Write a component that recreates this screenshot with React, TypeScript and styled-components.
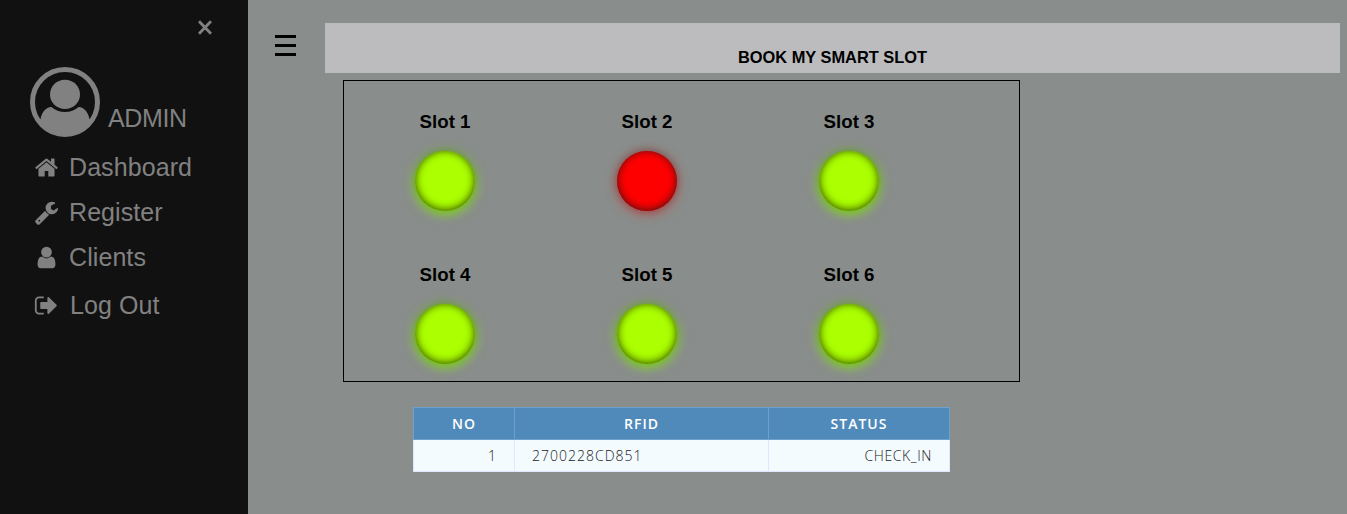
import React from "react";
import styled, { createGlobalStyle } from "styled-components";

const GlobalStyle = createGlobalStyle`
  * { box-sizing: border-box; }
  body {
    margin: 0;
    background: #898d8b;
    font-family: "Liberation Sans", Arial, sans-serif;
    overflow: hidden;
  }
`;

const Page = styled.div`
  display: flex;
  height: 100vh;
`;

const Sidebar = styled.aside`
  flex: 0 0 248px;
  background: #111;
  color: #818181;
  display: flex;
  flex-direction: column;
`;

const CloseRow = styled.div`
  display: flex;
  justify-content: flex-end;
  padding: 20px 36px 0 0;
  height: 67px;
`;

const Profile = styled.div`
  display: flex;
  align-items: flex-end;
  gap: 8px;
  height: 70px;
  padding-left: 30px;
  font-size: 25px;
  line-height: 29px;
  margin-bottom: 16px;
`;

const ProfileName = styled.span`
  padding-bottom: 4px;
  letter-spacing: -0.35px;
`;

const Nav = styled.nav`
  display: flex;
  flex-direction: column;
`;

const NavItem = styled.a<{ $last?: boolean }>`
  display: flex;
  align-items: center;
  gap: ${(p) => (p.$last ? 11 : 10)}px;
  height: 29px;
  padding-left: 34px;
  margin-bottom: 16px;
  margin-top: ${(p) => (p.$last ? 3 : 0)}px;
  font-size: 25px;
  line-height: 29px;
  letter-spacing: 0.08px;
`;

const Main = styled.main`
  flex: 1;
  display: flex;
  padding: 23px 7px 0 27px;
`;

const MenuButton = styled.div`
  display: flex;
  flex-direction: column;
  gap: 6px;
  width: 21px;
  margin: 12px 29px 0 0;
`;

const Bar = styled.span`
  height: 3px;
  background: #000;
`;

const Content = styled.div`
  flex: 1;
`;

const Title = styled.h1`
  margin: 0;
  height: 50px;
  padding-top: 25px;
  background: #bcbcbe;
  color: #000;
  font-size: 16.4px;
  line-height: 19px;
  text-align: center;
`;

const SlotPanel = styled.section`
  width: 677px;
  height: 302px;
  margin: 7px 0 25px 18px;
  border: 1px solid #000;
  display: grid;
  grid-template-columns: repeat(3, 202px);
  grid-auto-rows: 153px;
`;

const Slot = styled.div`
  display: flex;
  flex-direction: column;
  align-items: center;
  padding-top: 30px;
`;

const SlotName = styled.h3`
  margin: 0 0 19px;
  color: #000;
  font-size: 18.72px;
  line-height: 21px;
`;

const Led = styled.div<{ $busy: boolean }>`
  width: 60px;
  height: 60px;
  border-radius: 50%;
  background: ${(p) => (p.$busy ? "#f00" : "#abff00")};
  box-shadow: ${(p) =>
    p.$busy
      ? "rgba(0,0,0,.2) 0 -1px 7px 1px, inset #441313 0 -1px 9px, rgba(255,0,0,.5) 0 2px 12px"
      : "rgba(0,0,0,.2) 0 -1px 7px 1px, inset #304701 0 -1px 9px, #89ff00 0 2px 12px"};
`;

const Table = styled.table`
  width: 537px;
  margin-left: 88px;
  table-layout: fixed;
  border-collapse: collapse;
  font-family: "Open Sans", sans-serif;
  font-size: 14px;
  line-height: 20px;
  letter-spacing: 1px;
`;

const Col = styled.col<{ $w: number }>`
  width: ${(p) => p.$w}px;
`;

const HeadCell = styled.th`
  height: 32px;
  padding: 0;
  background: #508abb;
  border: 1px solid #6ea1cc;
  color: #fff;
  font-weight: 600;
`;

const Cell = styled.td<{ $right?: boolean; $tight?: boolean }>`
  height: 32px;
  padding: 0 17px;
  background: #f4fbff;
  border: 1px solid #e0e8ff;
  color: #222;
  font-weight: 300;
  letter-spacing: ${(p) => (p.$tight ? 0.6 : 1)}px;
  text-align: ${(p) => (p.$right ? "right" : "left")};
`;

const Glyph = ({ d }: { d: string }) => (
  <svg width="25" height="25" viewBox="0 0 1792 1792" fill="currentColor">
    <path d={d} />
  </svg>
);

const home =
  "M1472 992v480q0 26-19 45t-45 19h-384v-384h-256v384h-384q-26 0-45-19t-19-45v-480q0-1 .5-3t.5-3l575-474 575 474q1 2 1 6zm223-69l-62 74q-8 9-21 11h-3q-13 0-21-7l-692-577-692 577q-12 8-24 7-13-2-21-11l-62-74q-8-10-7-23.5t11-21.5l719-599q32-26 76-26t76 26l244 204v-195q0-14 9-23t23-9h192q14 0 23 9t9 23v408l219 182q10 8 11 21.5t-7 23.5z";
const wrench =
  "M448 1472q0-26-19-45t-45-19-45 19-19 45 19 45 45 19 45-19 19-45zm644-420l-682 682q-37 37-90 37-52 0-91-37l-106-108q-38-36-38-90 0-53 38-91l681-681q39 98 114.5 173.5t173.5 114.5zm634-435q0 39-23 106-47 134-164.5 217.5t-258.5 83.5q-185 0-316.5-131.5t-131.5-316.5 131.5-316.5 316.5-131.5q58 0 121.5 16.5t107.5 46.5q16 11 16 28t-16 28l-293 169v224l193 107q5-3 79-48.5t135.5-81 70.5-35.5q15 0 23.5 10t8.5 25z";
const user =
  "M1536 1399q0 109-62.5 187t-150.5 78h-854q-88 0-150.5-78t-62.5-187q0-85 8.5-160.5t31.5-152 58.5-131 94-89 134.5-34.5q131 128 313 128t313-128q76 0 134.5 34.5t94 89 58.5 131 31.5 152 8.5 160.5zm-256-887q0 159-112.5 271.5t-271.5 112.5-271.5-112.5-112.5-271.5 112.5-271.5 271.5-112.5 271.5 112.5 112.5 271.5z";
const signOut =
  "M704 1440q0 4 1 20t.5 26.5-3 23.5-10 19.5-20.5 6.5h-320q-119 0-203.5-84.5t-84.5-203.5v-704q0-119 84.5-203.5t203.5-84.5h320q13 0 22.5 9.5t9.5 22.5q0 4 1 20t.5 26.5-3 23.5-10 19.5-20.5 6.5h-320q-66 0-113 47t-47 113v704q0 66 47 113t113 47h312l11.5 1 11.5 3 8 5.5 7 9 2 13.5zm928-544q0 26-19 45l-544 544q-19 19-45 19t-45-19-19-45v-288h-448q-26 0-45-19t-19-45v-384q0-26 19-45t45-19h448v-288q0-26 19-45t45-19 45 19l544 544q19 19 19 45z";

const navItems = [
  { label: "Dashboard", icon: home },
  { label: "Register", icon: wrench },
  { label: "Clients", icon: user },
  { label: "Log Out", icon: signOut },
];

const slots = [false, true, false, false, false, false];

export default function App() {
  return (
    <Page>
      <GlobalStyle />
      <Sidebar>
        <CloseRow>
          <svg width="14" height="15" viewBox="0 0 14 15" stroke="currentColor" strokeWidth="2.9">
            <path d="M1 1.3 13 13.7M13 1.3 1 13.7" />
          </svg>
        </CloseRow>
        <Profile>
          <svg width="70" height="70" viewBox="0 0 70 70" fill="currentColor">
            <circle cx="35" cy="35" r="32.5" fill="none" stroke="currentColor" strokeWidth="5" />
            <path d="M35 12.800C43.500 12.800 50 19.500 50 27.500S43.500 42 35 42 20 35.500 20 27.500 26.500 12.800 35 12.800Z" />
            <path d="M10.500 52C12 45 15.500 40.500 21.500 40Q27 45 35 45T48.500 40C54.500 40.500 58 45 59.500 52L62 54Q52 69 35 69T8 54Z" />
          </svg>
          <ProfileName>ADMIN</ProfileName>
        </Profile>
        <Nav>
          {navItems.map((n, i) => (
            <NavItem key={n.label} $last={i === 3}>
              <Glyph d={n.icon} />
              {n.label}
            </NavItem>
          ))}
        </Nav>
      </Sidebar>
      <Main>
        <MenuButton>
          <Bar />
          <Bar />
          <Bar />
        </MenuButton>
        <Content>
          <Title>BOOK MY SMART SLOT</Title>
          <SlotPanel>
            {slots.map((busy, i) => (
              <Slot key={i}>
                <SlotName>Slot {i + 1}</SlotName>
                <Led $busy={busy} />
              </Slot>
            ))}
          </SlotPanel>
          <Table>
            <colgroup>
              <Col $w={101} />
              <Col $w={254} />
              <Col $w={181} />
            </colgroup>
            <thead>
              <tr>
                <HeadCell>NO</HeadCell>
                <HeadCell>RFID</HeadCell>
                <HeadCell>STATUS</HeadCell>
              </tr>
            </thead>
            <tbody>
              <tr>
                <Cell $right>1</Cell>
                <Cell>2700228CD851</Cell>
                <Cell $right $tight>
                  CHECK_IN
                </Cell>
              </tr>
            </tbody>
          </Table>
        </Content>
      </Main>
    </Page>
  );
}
● ● ● ●
_Written request_.
Find the lines above holding the word "React" and show them.

_Task answer_.
Write a component that recreates this screenshot with React, TypeScript and styled-components.
import React from "react";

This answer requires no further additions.